Paul Goble
Staunton, August 6 –Vladimir Putin gained plaudits for his adroit answer to a blogger who sharply criticized him in Putin-like language – even though the blogger’s site was later shut down – but the Moscow leader and his United Russia Party appear to be in some difficulty now because their use of Photoshop technology to falsify that party’s role in fighting fires.
Earlier this week, the United Russia branch in Voronezh released a photograph which it said showed party members helping those who suffering from the fires there. But a Russian blogger, “avmalgin,” demonstrated that the picture was a falsification produced with Photoshop on the basis of a picture two years old (avmalgin.livejournal.com/2047533.html).

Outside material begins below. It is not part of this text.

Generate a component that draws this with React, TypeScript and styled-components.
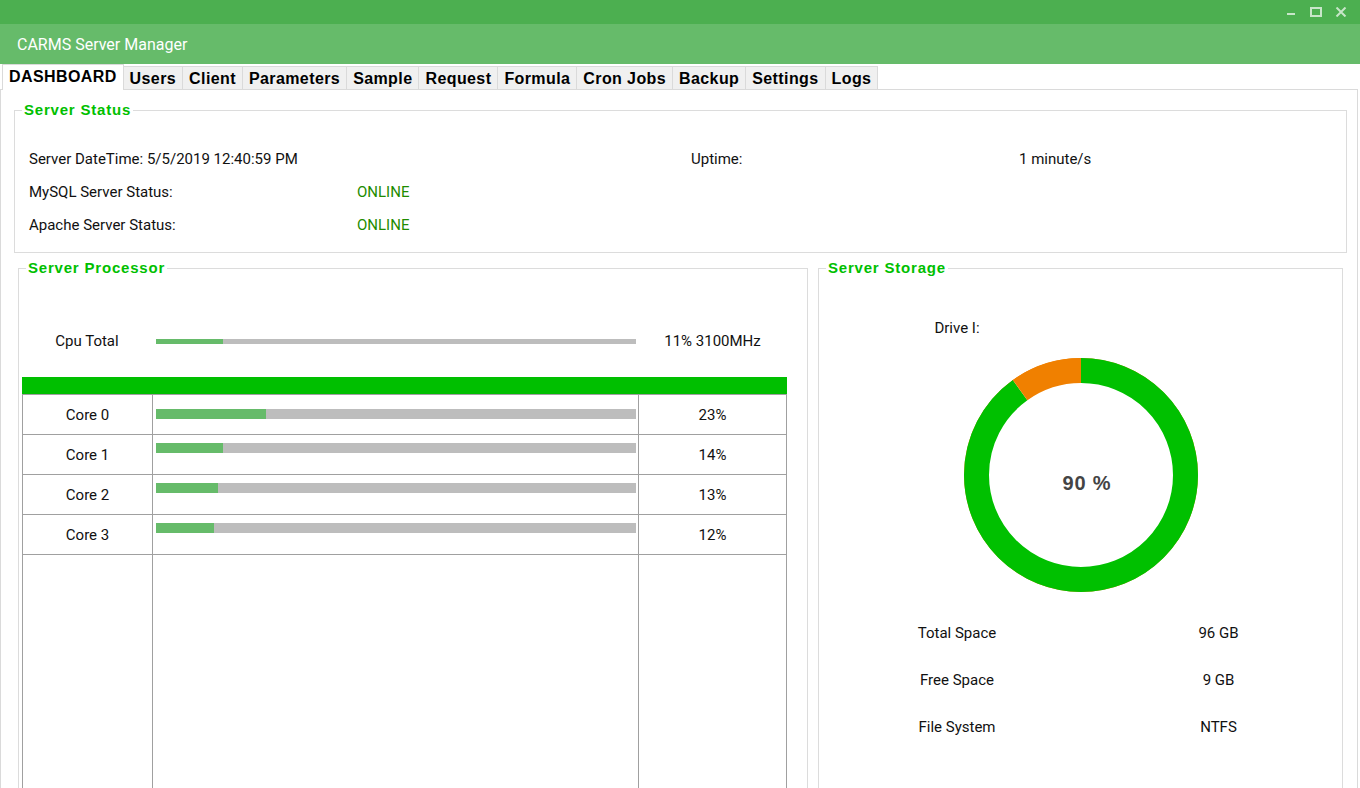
import styled, { createGlobalStyle } from 'styled-components';

const GlobalStyle = createGlobalStyle`
  html, body {
    margin: 0;
    padding: 0;
    background: #ffffff;
    overflow: hidden;
  }
  #root {
    width: 1360px;
    height: 788px;
    overflow: hidden;
  }
  * {
    box-sizing: border-box;
  }
`;

const Window = styled.div`
  width: 1360px;
  height: 830px;
  display: flex;
  flex-direction: column;
  background: #ffffff;
  font-family: Roboto, 'Liberation Sans', sans-serif;
  font-size: 15px;
  color: #111111;
`;

const TitleBar = styled.div`
  height: 24px;
  flex: 0 0 24px;
  background: #4caf50;
  display: flex;
  justify-content: flex-end;
  align-items: center;
  padding-right: 7px;
`;

const WindowButton = styled.span`
  width: 25px;
  height: 24px;
  display: flex;
  align-items: center;
  justify-content: center;
`;

const Header = styled.div`
  height: 40px;
  flex: 0 0 40px;
  background: #66bb6a;
  color: #ffffff;
  font-size: 16px;
  display: flex;
  align-items: center;
  padding-left: 17px;
`;

const TabStrip = styled.div`
  height: 26px;
  flex: 0 0 26px;
  display: flex;
  align-items: flex-end;
  padding-left: 2px;
  margin-bottom: -1px;
  position: relative;
  z-index: 1;
`;

const Tab = styled.div<{ $active?: boolean }>`
  height: ${({ $active }) => ($active ? '26px' : '24px')};
  padding: ${({ $active }) => ($active ? '0 6px 2px' : '1px 6px 0')};
  margin-left: -1px;
  display: flex;
  align-items: center;
  background: ${({ $active }) => ($active ? '#ffffff' : '#f0f0f0')};
  border: 1px solid #dadada;
  border-bottom: ${({ $active }) => ($active ? 'none' : '1px solid #dadada')};
  font-family: 'Liberation Sans', Arial, sans-serif;
  font-weight: bold;
  font-size: 16px;
  letter-spacing: 0.4px;
  color: #000000;
  position: relative;
  z-index: ${({ $active }) => ($active ? 2 : 1)};
  &:first-child {
    margin-left: 0;
  }
`;

const TabPanel = styled.div`
  flex: 1;
  margin-right: 2px;
  border: 1px solid #dadada;
  display: flex;
  flex-direction: column;
  padding: 11px 10px 0 13px;
  overflow: hidden;
`;

const GroupBox = styled.fieldset`
  margin: 0;
  padding: 0;
  min-width: 0;
  border: 1px solid #dcdcdc;
`;

const GroupTitle = styled.legend`
  margin-left: 7px;
  padding: 0 2px;
  font-family: 'Liberation Sans', Arial, sans-serif;
  font-weight: bold;
  font-size: 15px;
  line-height: 18px;
  letter-spacing: 0.8px;
  color: #00c000;
`;

const StatusGrid = styled.div`
  display: grid;
  grid-template-columns: 328px 334px 328px 1fr;
  grid-auto-rows: 33px;
  align-items: center;
  padding: 23px 0 11px 14px;
  white-space: nowrap;
`;

const Online = styled.span`
  color: #1e8c00;
`;

const LowerRow = styled.div`
  flex: 1;
  display: flex;
  gap: 10px;
  margin: 6px 4px 0 4px;
`;

const ProcessorBox = styled(GroupBox)`
  flex: 0 0 790px;
  display: flex;
  flex-direction: column;
`;

const StorageBox = styled(GroupBox)`
  flex: 1;
`;

const ProcessorBody = styled.div`
  height: 100%;
  display: flex;
  flex-direction: column;
  padding: 0 20px 0 3px;
`;

const CpuRow = styled.div`
  display: grid;
  grid-template-columns: 130px 486px 1fr;
  height: 40px;
  margin-top: 44px;
  align-items: center;
  text-align: center;
`;

const CpuBar = styled.div`
  padding: 0 2px 0 4px;
`;

const Track = styled.div<{ $height: number }>`
  height: ${({ $height }) => $height}px;
  background: #bdbdbd;
  display: flex;
`;

const Fill = styled.div`
  height: 100%;
  background: #66bb6a;
`;

const CoreTable = styled.div`
  flex: 1;
  margin-top: 16px;
  display: flex;
  flex-direction: column;
  border-left: 1px solid #a0a0a0;
  border-right: 1px solid #a0a0a0;
`;

const TableHead = styled.div`
  height: 18px;
  margin: 0 -1px;
  background: #00bf00;
  border-bottom: 1px solid #a0a0a0;
`;

const CoreRow = styled.div`
  display: grid;
  grid-template-columns: 130px 486px 1fr;
  height: 40px;
  border-bottom: 1px solid #a0a0a0;
`;

const FillerRow = styled.div`
  flex: 1;
  display: grid;
  grid-template-columns: 130px 486px 1fr;
`;

const Cell = styled.div`
  border-right: 1px solid #a0a0a0;
  display: flex;
  align-items: center;
  justify-content: center;
  &:last-child {
    border-right: none;
  }
`;

const BarCell = styled.div<{ $top: number }>`
  border-right: 1px solid #a0a0a0;
  padding: ${({ $top }) => $top}px 2px 0 3px;
`;

const StorageBody = styled.div`
  display: flex;
  flex-direction: column;
`;

const InfoGrid = styled.div<{ $top: number }>`
  display: grid;
  grid-template-columns: 276px 1fr;
  row-gap: 27px;
  line-height: 20px;
  text-align: center;
  margin-top: ${({ $top }) => $top}px;
`;

const Donut = styled.svg`
  display: block;
  margin: 19px auto 0;
`;

const DonutLabel = styled.text`
  font-family: 'Liberation Sans', Arial, sans-serif;
  font-weight: bold;
  font-size: 20px;
  letter-spacing: 0.8px;
  fill: #444444;
`;

const Minimize = () => (
  <svg width="10" height="10" viewBox="0 0 10 10">
    <rect x="1" y="6" width="8" height="2" fill="#c8e6c9" />
  </svg>
);

const Maximize = () => (
  <svg width="12" height="10" viewBox="0 0 12 10">
    <rect x="1" y="1" width="10" height="8" fill="none" stroke="#c8e6c9" strokeWidth="2" />
  </svg>
);

const Close = () => (
  <svg width="12" height="10" viewBox="0 0 12 10">
    <path d="M1.5 0.5 L10.5 9.5 M10.5 0.5 L1.5 9.5" stroke="#c8e6c9" strokeWidth="2" />
  </svg>
);

const tabs = ['DASHBOARD', 'Users', 'Client', 'Parameters', 'Sample', 'Request', 'Formula', 'Cron Jobs', 'Backup', 'Settings', 'Logs'];

const cores = [
  { name: 'Core 0', pct: 23, top: 14 },
  { name: 'Core 1', pct: 14, top: 8 },
  { name: 'Core 2', pct: 13, top: 8 },
  { name: 'Core 3', pct: 12, top: 8 },
];

const stats = [
  ['Total Space', '96 GB'],
  ['Free Space', '9 GB'],
  ['File System', 'NTFS'],
];

const UsageRing = ({ used }: { used: number }) => {
  const r = 104.5;
  const c = 2 * Math.PI * r;
  const usedLen = (used / 100) * c;
  return (
    <Donut width="236" height="236" viewBox="0 0 236 236">
      <circle cx="118" cy="118" r="116.5" fill="none" stroke="#f08000" strokeWidth="1" />
      <g transform="rotate(-90 118 118)">
        <circle
          cx="118"
          cy="118"
          r={r}
          fill="none"
          stroke="#00c000"
          strokeWidth="25"
          strokeDasharray={`${usedLen} ${c}`}
        />
        <circle
          cx="118"
          cy="118"
          r={r}
          fill="none"
          stroke="#f08000"
          strokeWidth="25"
          strokeDasharray={`${c - usedLen} ${c}`}
          strokeDashoffset={-usedLen}
        />
      </g>
      <DonutLabel x="124" y="133" textAnchor="middle">
        {used} %
      </DonutLabel>
    </Donut>
  );
};

export default function App() {
  return (
    <>
      <GlobalStyle />
      <Window>
        <TitleBar>
          <WindowButton><Minimize /></WindowButton>
          <WindowButton><Maximize /></WindowButton>
          <WindowButton><Close /></WindowButton>
        </TitleBar>
        <Header>CARMS Server Manager</Header>
        <TabStrip>
          {tabs.map((t, i) => (
            <Tab key={t} $active={i === 0}>{t}</Tab>
          ))}
        </TabStrip>
        <TabPanel>
          <GroupBox>
            <GroupTitle>Server Status</GroupTitle>
            <StatusGrid>
              <span style={{ gridColumn: '1 / 3' }}>Server DateTime: 5/5/2019 12:40:59 PM</span>
              <span>Uptime:</span>
              <span>1 minute/s</span>
              <span>MySQL Server Status:</span>
              <Online>ONLINE</Online>
              <span />
              <span />
              <span>Apache Server Status:</span>
              <Online>ONLINE</Online>
            </StatusGrid>
          </GroupBox>
          <LowerRow>
            <ProcessorBox>
              <GroupTitle>Server Processor</GroupTitle>
              <ProcessorBody>
                <CpuRow>
                  <span>Cpu Total</span>
                  <CpuBar>
                    <Track $height={5}>
                      <Fill style={{ width: '14%' }} />
                    </Track>
                  </CpuBar>
                  <span>11% 3100MHz</span>
                </CpuRow>
                <CoreTable>
                  <TableHead />
                  {cores.map((c) => (
                    <CoreRow key={c.name}>
                      <Cell>{c.name}</Cell>
                      <BarCell $top={c.top}>
                        <Track $height={10}>
                          <Fill style={{ width: `${c.pct}%` }} />
                        </Track>
                      </BarCell>
                      <Cell>{c.pct}%</Cell>
                    </CoreRow>
                  ))}
                  <FillerRow>
                    <Cell />
                    <Cell />
                    <Cell />
                  </FillerRow>
                </CoreTable>
              </ProcessorBody>
            </ProcessorBox>
            <StorageBox>
              <GroupTitle>Server Storage</GroupTitle>
              <StorageBody>
                <InfoGrid $top={41}>
                  <span>Drive I:</span>
                </InfoGrid>
                <UsageRing used={90} />
                <InfoGrid $top={30}>
                  {stats.flatMap(([k, v]) => [
                    <span key={k}>{k}</span>,
                    <span key={v}>{v}</span>,
                  ])}
                </InfoGrid>
              </StorageBody>
            </StorageBox>
          </LowerRow>
        </TabPanel>
      </Window>
    </>
  );
}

After his posting, the blogger reported, the United Russia group in Voronezh took the photograph off its site, although not before he was able to capture it via Screenshot (i065.radikal.ru/1008/21/01b6b622950d.jpg) and thus provide visual confirmation of what he had said on his blog.
Given the seriousness of the fire situation in European Russia and mounting anger about the failure of the authorities, people were outraged, and more than 400 have written to the United Russia’s regional site, most of whom have denounced this fraud and accused party leaders of seeking to “make political capital” out of a deeply human tragedy (vrn.vestipk.ru/?p=12130).
Local United Russia leaders have not commented on the case, but as several Russian news agencies have pointed out, it is clear that this latest case of “pokazuka” was connected with the visit of Prime Minister Putin to Voronezh on Wednesday and intended to make his local party comrades look good in his eyes (obozrevatel.com/news/2010/8/6/382877.htm).
But as these same agencies report, other bloggers there say that “the powers that be [in Voronezh] dispersed all the volunteers who had been participating in fighting the fires” and created with the help of the militia, the FSB, and other bodies a false “staff” in order to “make an impression on the high guest” (newsru.com/russia/06aug2010/edro.html).
Such falsifications, especially if they can be so quickly and convincingly demonstrated, are a danger to any ruling party, even if people feel there is no real alternative to it because the population becomes alienated, ceasing to believe even what is in fact the case and increasingly engaging in some of the worst kinds of conspiracy-mongering.
And that in turn opens the way not so much for the responsible opposition but for radical populists who are prepared to play to precisely those kinds of beliefs. Consequently, what likely seemed to the United Russia leaders to be a risk worth taking may force them and perhaps their entire organization to combat a different kind of fire than the one they clearly didn’t fight in fact.